En Europa, cuando todo parecía avanzar bajo la lógica previsible de una transición ecológica basada en renovables y gas ruso barato, irrumpió un “cisne negro”. Aquello que no debía suceder sucedió: un giro abrupto en el tablero geopolítico dejó al continente frente a una crisis energética sin precedentes. La interrupción del suministro ruso obligó a la Unión Europea a implementar respuestas de emergencia, muchas de ellas tecnológicas y financieras, pero a un costo elevado. La energía se encareció drásticamente, afectando la competitividad industrial y deteriorando la calidad de vida de millones de ciudadanos.
Este sacudón actuó como un llamado de atención. Europa debió reconsiderar los pilares de su seguridad energética. Al otro lado del Atlántico, Estados Unidos emprendía un viraje estratégico: relocalizar su producción industrial para reducir la dependencia de mercados externos. Pero este movimiento conlleva riesgos energéticos. La capacidad instalada podría no estar preparada para sostener esa nueva demanda.
A este escenario complejo se suma un nuevo actor con una voracidad energética creciente: los centros de datos. Estos nodos neurálgicos del mundo digital —impulsados por inteligencia artificial, computación en la nube y procesamiento masivo de información— demandan grandes volúmenes de energía eléctrica de forma constante. Su expansión proyectada constituye una presión adicional sobre los sistemas eléctricos ya tensionados.
Rediseño de matrices
En este nuevo marco, tanto Estados Unidos como Europa comenzaron a rediseñar sus matrices energéticas. Y en ese rediseño, la energía nuclear reaparece con fuerza como una alternativa viable para garantizar abastecimiento continuo, descarbonizar la economía y reforzar la seguridad energética. El presidente estadounidense firmó decretos para reducir drásticamente los plazos regulatorios, con el objetivo de que una licencia de construcción no demore más de 18 meses. Además, anunció la reforma de la Comisión Reguladora Nuclear, sin apartarse del principio de priorizar la seguridad.

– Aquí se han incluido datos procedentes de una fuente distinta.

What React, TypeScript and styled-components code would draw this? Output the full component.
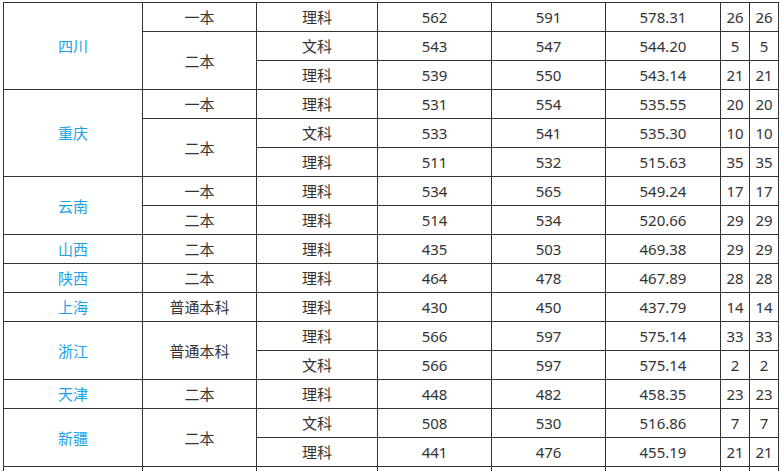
import React from "react";
import styled, { createGlobalStyle } from "styled-components";

const GlobalStyle = createGlobalStyle`
  html, body {
    margin: 0;
    padding: 0;
    background: #fff;
    overflow: hidden;
  }
  body {
    font-family: "Noto Sans", "Noto Sans CJK SC", sans-serif;
  }
`;

const Page = styled.div`
  height: 471px;
  overflow: hidden;
  padding: 2px 0 0 3px;
  box-sizing: border-box;
`;

const Table = styled.table`
  border-collapse: collapse;
  table-layout: fixed;
  width: 776px;
  font-size: 15px;
  color: #333;
`;

const Cell = styled.td<{ $blue?: boolean }>`
  border: 1px solid #333;
  height: 28px;
  padding: 0;
  text-align: center;
  vertical-align: middle;
  line-height: 20px;
  white-space: nowrap;
  color: ${(p) => (p.$blue ? "#1aa3e8" : "#333")};
`;

type Row = [string, string, string, string, string];
type Batch = { name: string; rows: Row[] };
type Province = { name: string; batches: Batch[] };

const data: Province[] = [
  {
    name: "四川",
    batches: [
      { name: "一本", rows: [["理科", "562", "591", "578.31", "26"]] },
      {
        name: "二本",
        rows: [
          ["文科", "543", "547", "544.20", "5"],
          ["理科", "539", "550", "543.14", "21"],
        ],
      },
    ],
  },
  {
    name: "重庆",
    batches: [
      { name: "一本", rows: [["理科", "531", "554", "535.55", "20"]] },
      {
        name: "二本",
        rows: [
          ["文科", "533", "541", "535.30", "10"],
          ["理科", "511", "532", "515.63", "35"],
        ],
      },
    ],
  },
  {
    name: "云南",
    batches: [
      { name: "一本", rows: [["理科", "534", "565", "549.24", "17"]] },
      { name: "二本", rows: [["理科", "514", "534", "520.66", "29"]] },
    ],
  },
  {
    name: "山西",
    batches: [{ name: "二本", rows: [["理科", "435", "503", "469.38", "29"]] }],
  },
  {
    name: "陕西",
    batches: [{ name: "二本", rows: [["理科", "464", "478", "467.89", "28"]] }],
  },
  {
    name: "上海",
    batches: [{ name: "普通本科", rows: [["理科", "430", "450", "437.79", "14"]] }],
  },
  {
    name: "浙江",
    batches: [
      {
        name: "普通本科",
        rows: [
          ["理科", "566", "597", "575.14", "33"],
          ["文科", "566", "597", "575.14", "2"],
        ],
      },
    ],
  },
  {
    name: "天津",
    batches: [{ name: "二本", rows: [["理科", "448", "482", "458.35", "23"]] }],
  },
  {
    name: "新疆",
    batches: [
      {
        name: "二本",
        rows: [
          ["文科", "508", "530", "516.86", "7"],
          ["理科", "441", "476", "455.19", "21"],
        ],
      },
    ],
  },
];

const widths = [139, 114, 121, 114, 114, 115, 29, 29];

export default function App() {
  const body: React.ReactNode[] = [];
  data.forEach((prov) => {
    const provSpan = prov.batches.reduce((n, b) => n + b.rows.length, 0);
    prov.batches.forEach((batch, bi) => {
      batch.rows.forEach((row, ri) => {
        body.push(
          <tr key={`${prov.name}-${bi}-${ri}`}>
            {bi === 0 && ri === 0 && (
              <Cell $blue rowSpan={provSpan}>
                {prov.name}
              </Cell>
            )}
            {ri === 0 && <Cell rowSpan={batch.rows.length}>{batch.name}</Cell>}
            <Cell>{row[0]}</Cell>
            <Cell>{row[1]}</Cell>
            <Cell>{row[2]}</Cell>
            <Cell>{row[3]}</Cell>
            <Cell>{row[4]}</Cell>
            <Cell>{row[4]}</Cell>
          </tr>
        );
      });
    });
  });

  // the next row starts just above the bottom edge; only its borders show
  body.push(
    <tr key="next">
      {widths.map((_, i) => (
        <Cell key={i} />
      ))}
    </tr>
  );

  return (
    <>
      <GlobalStyle />
      <Page>
        <Table>
          <colgroup>
            {widths.map((w, i) => (
              <col key={i} style={{ width: w }} />
            ))}
          </colgroup>
          <tbody>{body}</tbody>
        </Table>
      </Page>
    </>
  );
}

En este resurgimiento nuclear, los pequeños reactores modulares (SMRs, por sus siglas en inglés) emergen como protagonistas. Su diseño más seguro, escalabilidad, menor tiempo de construcción y costos más accesibles los convierten en un complemento ideal de las energías renovables.
El peso de la tradición
Argentina también busca insertarse en esta “nueva era” nuclear. Con una tradición científica sólida y experiencia en el diseño de SMR, el país avanza con el CAREM-25, uno de los pocos prototipos en el mundo con licencia de construcción. Pese a los importantes avances técnicos, el proyecto ha sufrido retrasos por falta de financiamiento, y su finalización, prevista para 2028, hoy es incierta. Sin embargo, el CAREM-25 representa un hito para la industria nuclear argentina y podría abrir la puerta a desarrollos regionales.
A nivel global, el sector enfrenta desafíos: altos costos, largos plazos, la gestión de residuos, la percepción pública tras accidentes y una regulación estricta. Además, es indispensable dominar toda la cadena del ciclo del combustible, desde la minería hasta la operación del reactor.
El éxito nuclear no se construye solo con ingeniería, sino con visión estratégica, políticas de Estado estables y diálogo social. En este escenario, Argentina apuesta por la inversión privada mientras su sistema científico-tecnológico resiste, como las legiones de Sicilia de Publio Cornelio Escipión: avanzando, aún sin el pleno respaldo de sus gobernantes.